=== PROVIDED RECORDS ===

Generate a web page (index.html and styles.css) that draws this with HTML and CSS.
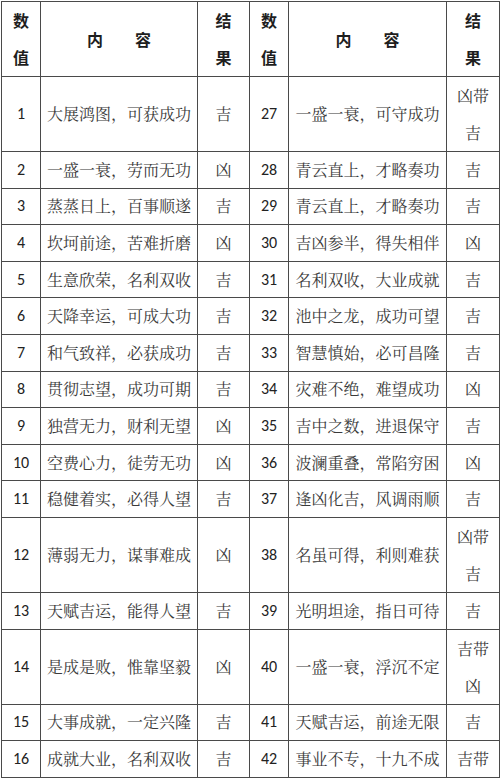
FILE: index.html
```html
<!DOCTYPE html>
<html lang="zh-CN">
<head>
<meta charset="utf-8">
<title>数理吉凶表</title>
<link rel="stylesheet" href="styles.css">
</head>
<body>
<table class="tbl">
  <colgroup>
    <col class="c-num"><col class="c-text"><col class="c-res">
    <col class="c-num"><col class="c-text2"><col class="c-res2">
  </colgroup>
  <thead>
    <tr class="r-head">
      <th class="h">数<br>值</th><th class="h">内　　容</th><th class="h">结<br>果</th>
      <th class="h">数<br>值</th><th class="h">内　　容</th><th class="h">结<br>果</th>
    </tr>
  </thead>
  <tbody>
    <tr class="r2"><td class="n">1</td><td class="t">大展鸿图，可获成功</td><td class="t">吉</td><td class="n">27</td><td class="t">一盛一衰，可守成功</td><td class="t res">凶带<br>吉</td></tr>
    <tr class="r1"><td class="n">2</td><td class="t">一盛一衰，劳而无功</td><td class="t">凶</td><td class="n">28</td><td class="t">青云直上，才略奏功</td><td class="t">吉</td></tr>
    <tr class="r1"><td class="n">3</td><td class="t">蒸蒸日上，百事顺遂</td><td class="t">吉</td><td class="n">29</td><td class="t">青云直上，才略奏功</td><td class="t">吉</td></tr>
    <tr class="r1"><td class="n">4</td><td class="t">坎坷前途，苦难折磨</td><td class="t">凶</td><td class="n">30</td><td class="t">吉凶参半，得失相伴</td><td class="t">凶</td></tr>
    <tr class="r1"><td class="n">5</td><td class="t">生意欣荣，名利双收</td><td class="t">吉</td><td class="n">31</td><td class="t">名利双收，大业成就</td><td class="t">吉</td></tr>
    <tr class="r1"><td class="n">6</td><td class="t">天降幸运，可成大功</td><td class="t">吉</td><td class="n">32</td><td class="t">池中之龙，成功可望</td><td class="t">吉</td></tr>
    <tr class="r1"><td class="n">7</td><td class="t">和气致祥，必获成功</td><td class="t">吉</td><td class="n">33</td><td class="t">智慧慎始，必可昌隆</td><td class="t">吉</td></tr>
    <tr class="r1"><td class="n">8</td><td class="t">贯彻志望，成功可期</td><td class="t">吉</td><td class="n">34</td><td class="t">灾难不绝，难望成功</td><td class="t">凶</td></tr>
    <tr class="r1"><td class="n">9</td><td class="t">独营无力，财利无望</td><td class="t">凶</td><td class="n">35</td><td class="t">吉中之数，进退保守</td><td class="t">吉</td></tr>
    <tr class="r1"><td class="n">10</td><td class="t">空费心力，徒劳无功</td><td class="t">凶</td><td class="n">36</td><td class="t">波澜重叠，常陷穷困</td><td class="t">凶</td></tr>
    <tr class="r1"><td class="n">11</td><td class="t">稳健着实，必得人望</td><td class="t">吉</td><td class="n">37</td><td class="t">逢凶化吉，风调雨顺</td><td class="t">吉</td></tr>
    <tr class="r2"><td class="n">12</td><td class="t">薄弱无力，谋事难成</td><td class="t">凶</td><td class="n">38</td><td class="t">名虽可得，利则难获</td><td class="t res">凶带<br>吉</td></tr>
    <tr class="r1"><td class="n">13</td><td class="t">天赋吉运，能得人望</td><td class="t">吉</td><td class="n">39</td><td class="t">光明坦途，指日可待</td><td class="t">吉</td></tr>
    <tr class="r2"><td class="n">14</td><td class="t">是成是败，惟靠坚毅</td><td class="t">凶</td><td class="n">40</td><td class="t">一盛一衰，浮沉不定</td><td class="t res">吉带<br>凶</td></tr>
    <tr class="r1"><td class="n">15</td><td class="t">大事成就，一定兴隆</td><td class="t">吉</td><td class="n">41</td><td class="t">天赋吉运，前途无限</td><td class="t">吉</td></tr>
    <tr class="r1"><td class="n">16</td><td class="t">成就大业，名利双收</td><td class="t">吉</td><td class="n">42</td><td class="t">事业不专，十九不成</td><td class="t">吉带</td></tr>
  </tbody>
</table>
</body>
</html>
```
FILE: styles.css
```css
html, body {
  margin: 0;
  padding: 0;
  background: #ffffff;
}

.tbl {
  border-collapse: collapse;
  table-layout: fixed;
  width: 499px;
  margin: 1px 0 0 1px;
}

.c-num { width: 39px; }
.c-text { width: 157px; }
.c-res { width: 52px; }
.c-text2 { width: 158px; }
.c-res2 { width: 53px; }

.tbl th,
.tbl td {
  border: 1px solid #4a4a4a;
  padding: 0;
  text-align: center;
  vertical-align: middle;
  overflow: hidden;
  white-space: nowrap;
}

.r-head { height: 72.5px; }
.r1 { height: 36.6px; }
.r2 { height: 73.6px; }

.h {
  font-family: "Noto Sans CJK SC", sans-serif;
  font-weight: 700;
  font-size: 16px;
  line-height: 37px;
  color: #1e1e1e;
}

.n {
  font-family: "Carlito", "Lato", "Liberation Sans", sans-serif;
  font-size: 16px;
  line-height: 20px;
  color: #222222;
}

.t {
  font-family: "Noto Serif CJK SC", "Noto Sans CJK SC", serif;
  font-size: 16px;
  line-height: 20px;
  font-weight: 400;
  color: #3a3a3a;
}

.res {
  line-height: 37px;
}
```
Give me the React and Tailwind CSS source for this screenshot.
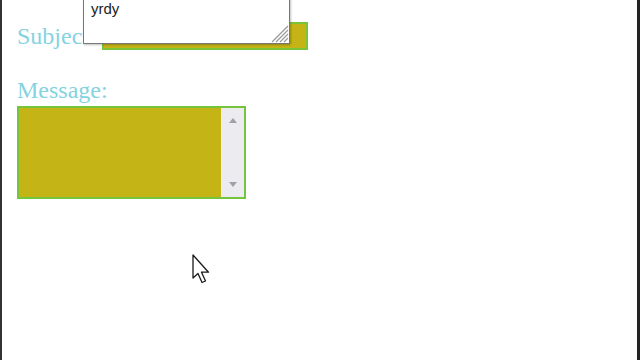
import React from "react";

function Cursor() {
  return (
    <svg width="20" height="32" viewBox="0 0 20 32" className="absolute left-[190px] top-[254px]">
      <path d="M1 1 L1 24 L6 19.5 L10 28.5 L13.5 27 L9.5 18.2 L16.5 18.2 Z" fill="#fff" stroke="#1a1a1a" strokeWidth="1.3" strokeLinejoin="round" />
    </svg>
  );
}

function Grip() {
  return (
    <svg width="20" height="20" viewBox="0 0 20 20" className="absolute right-0 bottom-0">
      <path d="M19 3 L3 19 M19 7 L7 19 M19 11 L11 19 M19 15 L15 19" stroke="#999" strokeWidth="1.2" />
    </svg>
  );
}

export default function App() {
  return (
    <div className="relative w-[640px] h-[360px] overflow-hidden bg-white border-l-2 border-l-[#333] border-r-[3px] border-r-[#222]">
      <div className="pl-[15px] pt-[22px]" style={{ fontFamily: '"Liberation Serif", serif' }}>
        <div className="flex items-end gap-[6px]">
          <span className="text-[24px] leading-[28px] text-[#84d3e2]">Subject:</span>
          <div className="w-[206px] h-[28px] bg-[#c5b415] border-2 border-[#7ac43a]" />
        </div>
        <div className="mt-[26px] text-[24px] leading-[28px] text-[#84d3e2]">Message:</div>
        <div className="mt-[2px] flex w-[229px] h-[93px] border-2 border-[#74c43c] bg-[#c5b415]">
          <div className="flex-1" />
          <div className="w-[23px] bg-[#ececf0] flex flex-col items-center justify-between py-[10px]">
            <svg width="8" height="5" viewBox="0 0 8 5"><path d="M0 5 L4 0 L8 5 Z" fill="#a0a0a8" /></svg>
            <svg width="8" height="5" viewBox="0 0 8 5"><path d="M0 0 L4 5 L8 0 Z" fill="#a0a0a8" /></svg>
          </div>
        </div>
      </div>

      <div className="absolute left-[81px] top-[-12px] w-[207px] h-[56px] bg-white border border-[#777] shadow-[1px_1px_2px_rgba(0,0,0,0.25)]">
        <div className="pl-[7px] pt-[12px] text-[15px] leading-[16px] text-[#222]" style={{ fontFamily: '"Liberation Sans", Arial, sans-serif' }}>yrdy</div>
        <Grip />
      </div>

      <Cursor />
    </div>
  );
}
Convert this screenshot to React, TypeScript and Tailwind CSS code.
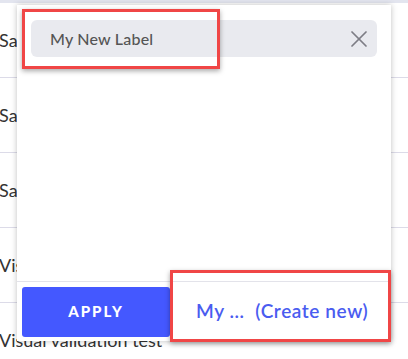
import { X } from "lucide-react";

const rows = ["Sample label one", "Sample label two", "Sample label three", "Visual validation test", "Visual validation test"];

const App = () => {
  return (
    <div className="relative w-[408px] h-[359px] overflow-hidden bg-[#f4f4f6] font-['Lato',sans-serif]">
      {/* Background table */}
      <div className="h-[3px] bg-[#e3e5ef]" />
      <div className="flex flex-col">
        {rows.map((r, i) => (
          <div
            key={i}
            className="h-[75px] flex items-center border-b border-[#dcdbe8] bg-white -ml-[1px] text-[18px] text-[#333] whitespace-nowrap"
          >
            {r}
          </div>
        ))}
      </div>

      {/* Popup */}
      <div className="absolute left-[17px] top-[5px] w-[374px] h-[336px] bg-white flex flex-col shadow-[0_0_6px_rgba(0,0,0,0.25)]">
        <div className="px-[14px] pt-[15px] flex-1">
          <div className="h-[37px] rounded-md bg-[#e9eaef] flex items-center justify-between pl-[19px] pr-[4px]">
            <span className="text-[16px] font-medium text-[#555] tracking-[0.2px]">My New Label</span>
            <X className="w-[28px] h-[28px] text-[#7d7d85]" strokeWidth={1.5} />
          </div>
        </div>
        <div className="border-t border-[#e3e3ea] h-[60px] flex items-center pl-[5px] gap-[26px]">
          <button className="w-[148px] h-[50px] rounded-[3px] bg-[#4458ff] text-white text-[15px] font-black tracking-[2px]">
            APPLY
          </button>
          <span className="text-[19px] font-semibold text-[#4a5cf0] tracking-[0.6px] whitespace-nowrap">
            My …&nbsp; (Create new)
          </span>
        </div>
      </div>

      {/* Highlight boxes */}
      <div className="absolute left-[22px] top-[9px] w-[198px] h-[60px] border-[3px] border-[#f04646] shadow-[0_2px_5px_rgba(0,0,0,0.35)]" />
      <div className="absolute left-[170px] top-[270px] w-[221px] h-[72px] border-[3px] border-[#f04646] shadow-[0_2px_5px_rgba(0,0,0,0.35)]" />
    </div>
  );
};

export default App;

===

SET TASK: Copy every single line of the material above that holds "screenshot".

RESPONSE TO THIS TASK:
Give me the React and Tailwind CSS source for this screenshot.
Convert this screenshot to React, TypeScript and Tailwind CSS code.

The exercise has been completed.